Во-первых, Тристан, любящий и в то же время мучительно сознающий, что нарушает долг, т. е. разрывающийся между двумя непримиримыми началами, оказывается носителем неразрешимой коллизии и проблемным героем трагедийной ситуации. По той же причине придворные, хотя они стоят на страже чести Марка, т. е. идеальных ценностей, тем не менее изображаются отрицательно (как соглядатаи и клеветники), ибо они не ведают о любовном напитке, иными словами - о субъективной безгрешности героев. Наконец, сам мотив судьбы и любовного напитка получает существенно новый по сравнению с архаикой акцент, приобретает нравственный смысл: позволяя снять вину с Тристана и Изольды, он тем самым делает возможным сочувствие не только к благородному и обманутому королю Марку, но и к самим обманывающим.
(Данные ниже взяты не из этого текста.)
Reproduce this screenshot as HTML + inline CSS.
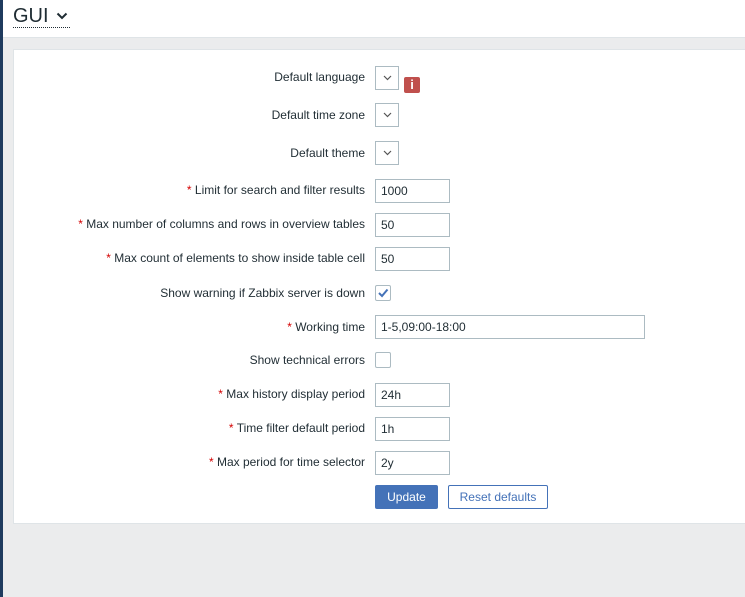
<!DOCTYPE html>
<html><head><style>
*{box-sizing:border-box;margin:0;padding:0}
body{width:745px;height:597px;overflow:hidden;background:#ebeced;font-family:"Liberation Sans",Arial,sans-serif;font-size:12px;color:#1f2c33;position:relative}
.side{position:absolute;left:0;top:0;width:3px;height:597px;background:#1f3b5e}
.hdr{position:absolute;left:3px;top:0;right:0;height:38px;background:#fff;border-bottom:1px solid #dfe4e7}
.title{position:absolute;left:10px;top:5px;font-size:20px;color:#1f2c33;border-bottom:1px dotted #1f2c33;line-height:22px;padding-right:2px}
.panel{position:absolute;left:13px;top:49px;width:740px;height:475px;background:#fff;border:1px solid #dfe4e7}
.lab{position:absolute;right:380px;text-align:right;white-space:nowrap;line-height:14px}
.req{color:#d40000}
.inp{position:absolute;left:375px;height:24px;border:1px solid #acbbc2;background:#fff;padding:0 5px;line-height:22px}
.sel{position:absolute;left:375px;width:24px;height:24px;border:1px solid #acbbc2;background:#fff}
.sel svg{position:absolute;left:7px;top:8px}
.cb{position:absolute;left:375px;width:16px;height:16px;border:1px solid #acbbc2;border-radius:2px;background:#fff}
.info{position:absolute;left:404px;top:77px;width:16px;height:16px;background:#c0504d;border-radius:2px;color:#fff;font-weight:bold;text-align:center;line-height:16px;font-size:13px}
.btn{position:absolute;top:485px;height:24px;line-height:22px;text-align:center;border-radius:2px}
</style></head><body>
<div class="side"></div>
<div class="hdr"><div class="title">GUI <svg width="12" height="8" viewBox="0 0 12 8" style="margin-left:2px;vertical-align:2px"><path d="M1.5 1.5 L6 6 L10.5 1.5" stroke="#1f2c33" stroke-width="2" fill="none"/></svg></div></div>
<div class="panel"></div>
<div style="position:absolute;left:0;top:0;width:745px">
<div class="lab" style="top:70px;left:auto">Default language</div>
<div class="sel" style="top:66px"><svg width="9" height="6"><path d="M1 1L4.5 4.5L8 1" stroke="#555" stroke-width="1.2" fill="none"/></svg></div>
<div class="info">i</div>
<div class="lab" style="top:108px">Default time zone</div>
<div class="sel" style="top:103px"><svg width="9" height="6"><path d="M1 1L4.5 4.5L8 1" stroke="#555" stroke-width="1.2" fill="none"/></svg></div>
<div class="lab" style="top:146px">Default theme</div>
<div class="sel" style="top:141px"><svg width="9" height="6"><path d="M1 1L4.5 4.5L8 1" stroke="#555" stroke-width="1.2" fill="none"/></svg></div>
<div class="lab" style="top:183px"><span class="req">*</span> Limit for search and filter results</div>
<div class="inp" style="top:179px;width:75px">1000</div>
<div class="lab" style="top:217px"><span class="req">*</span> Max number of columns and rows in overview tables</div>
<div class="inp" style="top:213px;width:75px">50</div>
<div class="lab" style="top:251px"><span class="req">*</span> Max count of elements to show inside table cell</div>
<div class="inp" style="top:247px;width:75px">50</div>
<div class="lab" style="top:286px">Show warning if Zabbix server is down</div>
<div class="cb" style="top:285px"><svg width="14" height="14" style="position:absolute;left:0;top:0"><path d="M3 7L6 10L11.5 3.5" stroke="#4472b8" stroke-width="2" fill="none"/></svg></div>
<div class="lab" style="top:320px"><span class="req">*</span> Working time</div>
<div class="inp" style="top:315px;width:270px">1-5,09:00-18:00</div>
<div class="lab" style="top:353px">Show technical errors</div>
<div class="cb" style="top:352px"></div>
<div class="lab" style="top:387px"><span class="req">*</span> Max history display period</div>
<div class="inp" style="top:383px;width:75px">24h</div>
<div class="lab" style="top:421px"><span class="req">*</span> Time filter default period</div>
<div class="inp" style="top:417px;width:75px">1h</div>
<div class="lab" style="top:455px"><span class="req">*</span> Max period for time selector</div>
<div class="inp" style="top:451px;width:75px">2y</div>
<div class="btn" style="left:375px;width:63px;background:#4472b8;color:#fff;border:1px solid #4472b8">Update</div>
<div class="btn" style="left:448px;width:100px;background:#fff;color:#4472b8;border:1px solid #4472b8">Reset defaults</div>
</div>
</body></html>
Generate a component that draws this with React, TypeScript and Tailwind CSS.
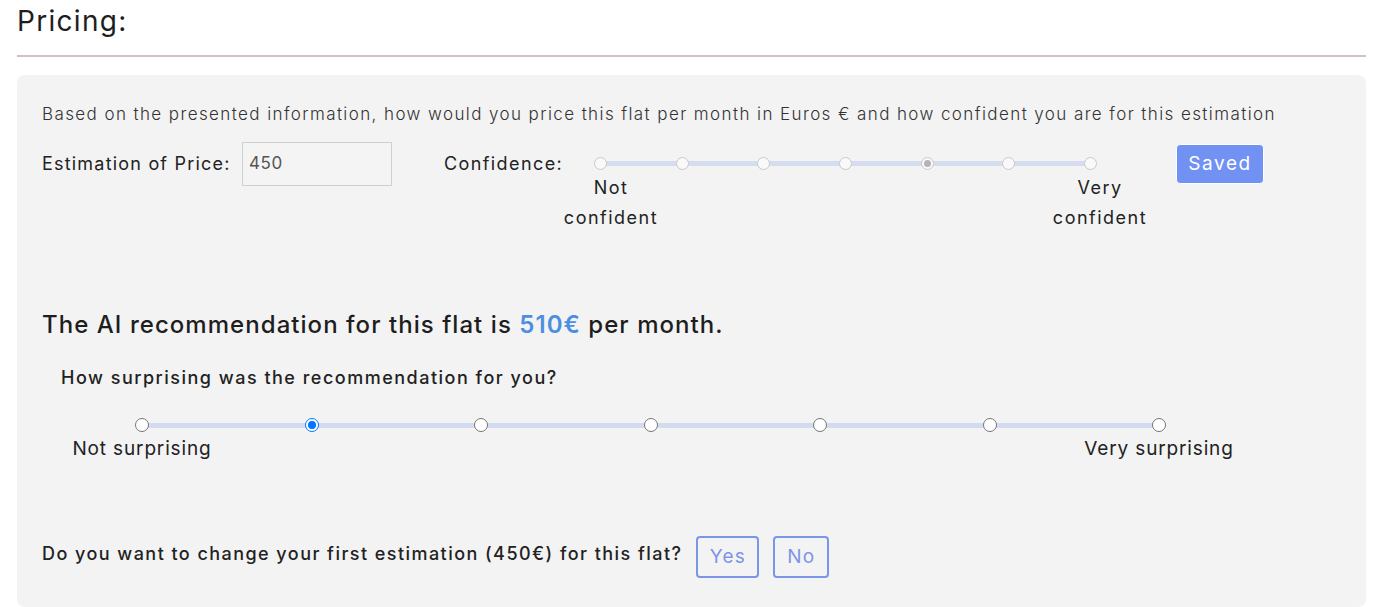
import React from "react";

const font = { fontFamily: "Inter, 'Open Sans', sans-serif" };

function ConfidenceDot({ selected }: { selected?: boolean }) {
  return (
    <span className="relative z-10 flex h-[13px] w-[13px] items-center justify-center rounded-full border border-[#c9c9c9] bg-[#f9f9f9]">
      {selected && <span className="h-[7px] w-[7px] rounded-full bg-[#b4b4b4]" />}
    </span>
  );
}

function SurpriseDot({ selected }: { selected?: boolean }) {
  if (selected)
    return (
      <span className="relative z-10 flex h-[14px] w-[14px] items-center justify-center rounded-full border-[1.5px] border-[#0075ff] bg-white">
        <span className="h-[8px] w-[8px] rounded-full bg-[#0075ff]" />
      </span>
    );
  return (
    <span className="relative z-10 h-[14px] w-[14px] rounded-full border border-[#767676] bg-white" />
  );
}

function App() {
  const conf = [0, 1, 2, 3, 4, 5, 6];
  const surprise = [0, 1, 2, 3, 4, 5, 6];

  return (
    <div className="min-h-[607px] bg-white pr-[8px] pl-[17px] text-[#222]" style={font}>
      <h1 className="pt-[2px] text-[28px] leading-[38px] font-normal tracking-[1.3px] text-[#1e1e1e]">Pricing:</h1>
      <hr className="mt-[15px] border-t-2 border-[#cdc3c6]" />

      <div className="mt-[18px] rounded-[8px] bg-[#f3f3f3] px-[25px] pt-[26px] pb-[29px]">
        <p className="text-[17px] leading-[26px] font-light tracking-[1.4px] text-[#333]">
          Based on the presented information, how would you price this flat per month in Euros € and how confident you are for this estimation
        </p>

        <div className="mt-[15px] flex items-start">
          <label className="w-[200px] text-[18px] leading-[44px] tracking-[1.2px] text-[#222]">Estimation of Price:</label>
          <div className="flex h-[44px] w-[150px] items-center border border-[#cfcfcf] bg-[#f4f4f4] px-[6px] text-[17px] tracking-[0.6px] text-[#555]">
            450
          </div>
          <span className="ml-[52px] w-[117px] text-[18px] leading-[44px] tracking-[1.4px] text-[#222]">Confidence:</span>

          <div className="mt-[12px] w-[589px]">
            <div className="relative flex h-[19px] items-center justify-between pr-[53px] pl-[33px]">
              <span className="absolute top-[7px] right-[60px] left-[40px] h-[5px] bg-[#d6ddf0]" />
              {conf.map((i) => (
                <ConfidenceDot key={i} selected={i === 4} />
              ))}
            </div>
            <div className="flex justify-between text-[18px] leading-[30px] tracking-[1.5px] text-[#222]">
              <span className="w-[100px] text-center">
                Not
                <br />
                confident
              </span>
              <span className="w-[100px] text-center">
                Very
                <br />
                confident
              </span>
            </div>
          </div>

          <button className="mt-[2px] ml-[26px] h-[40px] w-[88px] rounded-[4px] border border-white bg-[#7191f3] text-[19px] tracking-[1.6px] text-white">
            Saved
          </button>
        </div>

        <h2 className="mt-[76px] text-[24px] leading-[32px] font-medium tracking-[1.05px] text-[#1e1e1e]">
          The AI recommendation for this flat is <span className="font-semibold text-[#4b8fe2]">510€</span> per month.
        </h2>

        <div className="pl-[19px]">
          <p className="mt-[24px] text-[18px] leading-[26px] font-medium tracking-[1.5px] text-[#222]">
            How surprising was the recommendation for you?
          </p>
          <div className="mt-[27px] ml-[1px] w-[1177px]">
            <div className="relative flex h-[14px] items-center justify-between px-[73px]">
              <span className="absolute top-[5px] right-[80px] left-[80px] h-[5px] bg-[#d3dbf0]" />
              {surprise.map((i) => (
                <SurpriseDot key={i} selected={i === 1} />
              ))}
            </div>
            <div className="mt-[2px] flex justify-between text-[19px] leading-[30px] tracking-[0.85px] text-[#222]">
              <span className="w-[160px] text-center">Not surprising</span>
              <span className="w-[160px] text-center">Very surprising</span>
            </div>
          </div>
        </div>

        <div className="mt-[71px] flex items-start">
          <span className="mt-[6px] text-[18px] leading-[26px] font-medium tracking-[1.45px] text-[#222]">
            Do you want to change your first estimation (450€) for this flat?
          </span>
          <button className="mt-[1px] ml-[14px] h-[42px] w-[63px] rounded-[4px] border-2 border-[#7b96e8] text-[19px] tracking-[1.3px] text-[#7b96e8]">
            Yes
          </button>
          <button className="mt-[1px] ml-[14px] h-[42px] w-[56px] rounded-[4px] border-2 border-[#7b96e8] text-[19px] tracking-[1.3px] text-[#7b96e8]">
            No
          </button>
        </div>
      </div>
    </div>
  );
}

export default App;
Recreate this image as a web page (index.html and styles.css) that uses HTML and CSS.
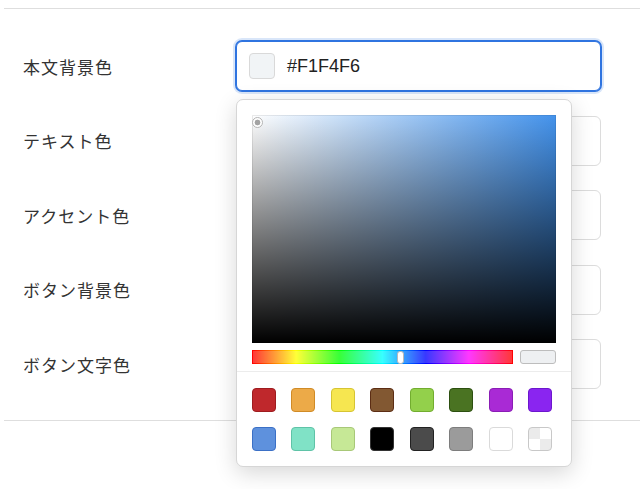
FILE: index.html
```html
<!DOCTYPE html>
<html lang="ja">
<head>
    <meta charset="utf-8">
    <meta name="viewport" content="width=device-width, initial-scale=1.0">
    <title>カラー設定</title>
    <link rel="stylesheet" href="styles.css">
</head>
<body>
    <div class="panel">
        <div class="row">
            <label class="row-label">本文背景色</label>
            <div class="field-wrap">
                <div class="color-field is-active">
                    <span class="chip" style="background:#F1F4F6"></span>
                    <span class="hex">#F1F4F6</span>
                </div>

                <div class="picker">
                    <div class="sat-area">
                        <span class="sat-marker"></span>
                    </div>
                    <div class="hue-row">
                        <div class="hue-bar">
                            <span class="hue-thumb"></span>
                        </div>
                        <div class="preview"></div>
                    </div>
                    <div class="palette">
                        <span class="sw sw-red"></span>
                        <span class="sw sw-orange"></span>
                        <span class="sw sw-yellow"></span>
                        <span class="sw sw-brown"></span>
                        <span class="sw sw-lime"></span>
                        <span class="sw sw-forest"></span>
                        <span class="sw sw-purple"></span>
                        <span class="sw sw-violet"></span>
                        <span class="sw sw-blue"></span>
                        <span class="sw sw-teal"></span>
                        <span class="sw sw-mint"></span>
                        <span class="sw sw-black"></span>
                        <span class="sw sw-charcoal"></span>
                        <span class="sw sw-gray"></span>
                        <span class="sw sw-white"></span>
                        <span class="sw sw-clear"></span>
                    </div>
                </div>
            </div>
        </div>

        <div class="row">
            <label class="row-label">テキスト色</label>
            <div class="field-wrap">
                <div class="color-field">
                    <span class="chip" style="background:#333333"></span>
                    <span class="hex">#333333</span>
                </div>
            </div>
        </div>

        <div class="row">
            <label class="row-label">アクセント色</label>
            <div class="field-wrap">
                <div class="color-field">
                    <span class="chip" style="background:#2F74E0"></span>
                    <span class="hex">#2F74E0</span>
                </div>
            </div>
        </div>

        <div class="row">
            <label class="row-label">ボタン背景色</label>
            <div class="field-wrap">
                <div class="color-field">
                    <span class="chip" style="background:#2F74E0"></span>
                    <span class="hex">#2F74E0</span>
                </div>
            </div>
        </div>

        <div class="row">
            <label class="row-label">ボタン文字色</label>
            <div class="field-wrap">
                <div class="color-field">
                    <span class="chip" style="background:#FFFFFF"></span>
                    <span class="hex">#FFFFFF</span>
                </div>
            </div>
        </div>
    </div>
</body>
</html>
```

FILE: styles.css
```css
:root {
    --line: #dedede;
    --text: #333333;
    --focus: #2f74e0;
}

* {
    margin: 0;
    padding: 0;
    box-sizing: border-box;
}

html,
body {
    min-height: 489px;
}

body {
    font-family: "Noto Sans CJK JP", "Liberation Sans", sans-serif;
    background: #ffffff;
    color: var(--text);
}

.panel {
    margin: 8px 0 0 4px;
    border-top: 1px solid var(--line);
    border-bottom: 1px solid var(--line);
    padding: 32px 0 31px 19px;
    display: flex;
    flex-direction: column;
    gap: 24.5px;
}

.row {
    display: grid;
    grid-template-columns: 213px 365px;
    align-items: center;
}

.row-label {
    font-size: 17px;
    letter-spacing: 1px;
    color: #333;
}

.field-wrap {
    position: relative;
}

.color-field {
    height: 50px;
    border: 1px solid #dcdcdc;
    border-radius: 6px;
    display: flex;
    align-items: center;
    gap: 12px;
    padding-left: 12px;
    background: #fff;
}

.color-field.is-active {
    border-color: var(--focus);
    box-shadow: 0 0 0 1px var(--focus), 0 0 0 3px rgba(47, 116, 224, 0.18);
}

.chip {
    width: 26px;
    height: 26px;
    border: 1px solid #d9d9d9;
    border-radius: 4px;
}

.hex {
    font-family: "Liberation Sans", Arial, sans-serif;
    font-size: 18px;
    color: #222;
}

/* Color picker popover */
.picker {
    position: absolute;
    top: calc(100% + 8px);
    left: 0;
    width: 336px;
    background: #fff;
    border: 1px solid #d6d6d6;
    border-radius: 7px;
    box-shadow: 0 6px 22px rgba(0, 0, 0, 0.16);
    z-index: 10;
}

.sat-area {
    position: relative;
    margin: 15px 15px 0;
    height: 228px;
    background:
        linear-gradient(to top, #000, rgba(0, 0, 0, 0)),
        linear-gradient(to right, #fff, #4493ec);
    box-shadow: inset 0 0 0 1px rgba(0, 0, 0, 0.08);
}

.sat-marker {
    position: absolute;
    left: 0;
    top: 2px;
    width: 11px;
    height: 11px;
    border-radius: 50%;
    border: 1px solid #b5b5b5;
    background: radial-gradient(circle, #a3a3a3 2.6px, #fff 3.2px);
}

.hue-row {
    display: flex;
    gap: 7px;
    margin: 7px 15px 0;
    height: 14px;
}

.hue-bar {
    position: relative;
    flex: 1;
    border: 1px solid transparent;
    background:
        linear-gradient(rgba(255, 255, 255, 0.22), rgba(255, 255, 255, 0.22)) padding-box,
        linear-gradient(to right, #f00, #ff0, #0f0, #0ff, #00f, #f0f, #f00) padding-box,
        linear-gradient(to right, #f00, #ff0, #0f0, #0ff, #00f, #f0f, #f00) border-box;
}

.hue-thumb {
    position: absolute;
    left: 144px;
    top: 0;
    width: 7px;
    height: 13px;
    background: #fff;
    border: 1px solid #b9b9b9;
    border-radius: 3px;
}

.preview {
    width: 36px;
    background: #eef0f2;
    border: 1px solid #bdbdbd;
    border-radius: 3px;
}

.palette {
    border-top: 1px solid #ececec;
    margin-top: 7px;
    padding: 16px 19px 15px 15px;
    display: grid;
    grid-template-columns: repeat(8, 24px);
    justify-content: space-between;
    row-gap: 15px;
}

.sw {
    width: 24px;
    height: 24px;
    border-radius: 4px;
    border: 1px solid;
}

.sw-red { background: #bf282c; border-color: #9e1c1f; }
.sw-orange { background: #ecaa48; border-color: #d08b26; }
.sw-yellow { background: #f6e650; border-color: #d6c433; }
.sw-brown { background: #825832; border-color: #5c2d14; }
.sw-lime { background: #93d04b; border-color: #72ad2f; }
.sw-forest { background: #4a7322; border-color: #2c4f10; }
.sw-purple { background: #a92ad5; border-color: #8a1db5; }
.sw-violet { background: #8a25f0; border-color: #6c17cd; }
.sw-blue { background: #5e91dd; border-color: #3b70c6; }
.sw-teal { background: #80e2c6; border-color: #5fc3a7; }
.sw-mint { background: #c6e896; border-color: #a8c878; }
.sw-black { background: #000; border-color: #333; }
.sw-charcoal { background: #4b4b4b; border-color: #222; }
.sw-gray { background: #9b9b9b; border-color: #7d7d7d; }
.sw-white { background: #fff; border-color: #dadada; }

.sw-clear {
    border-color: #c8c8c8;
    background:
        linear-gradient(#ebebeb, #ebebeb) 0 0 / 50% 50% no-repeat,
        linear-gradient(#ebebeb, #ebebeb) 100% 100% / 50% 50% no-repeat,
        #fff;
}
```
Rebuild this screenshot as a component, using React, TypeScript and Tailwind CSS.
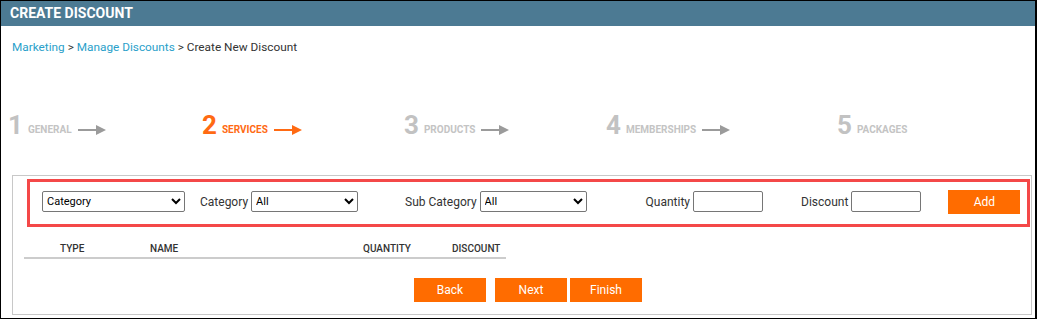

Сама “правда” Марка нужна была авторам прежде [45-46] всего для того, чтобы оттенить силу любви; мотивировать же такую любовь, не превращая ее в безнравственный адюльтер, могло только действие сверхличной силы.
Сочувствие вызывает не иррациональность внушенной героям страсти, а та полнота, с которой они ее переживают, те страдания, которые обрушиваются на них полной мерой, но в которых они неповинны: в их роковой любви не так уж много счастья, но зато много муки и боли. Они до конца испивают уготованную им чашу, потому что их роль в романе вовсе не в том, чтобы продемонстрировать слепую власть судьбы, а в том, чтобы воплотить такое чувство, сила которого способна попрать даже смерть. Любовь в романе оправдывается страданием и потому наполняется духовным смыслом и сублимируется.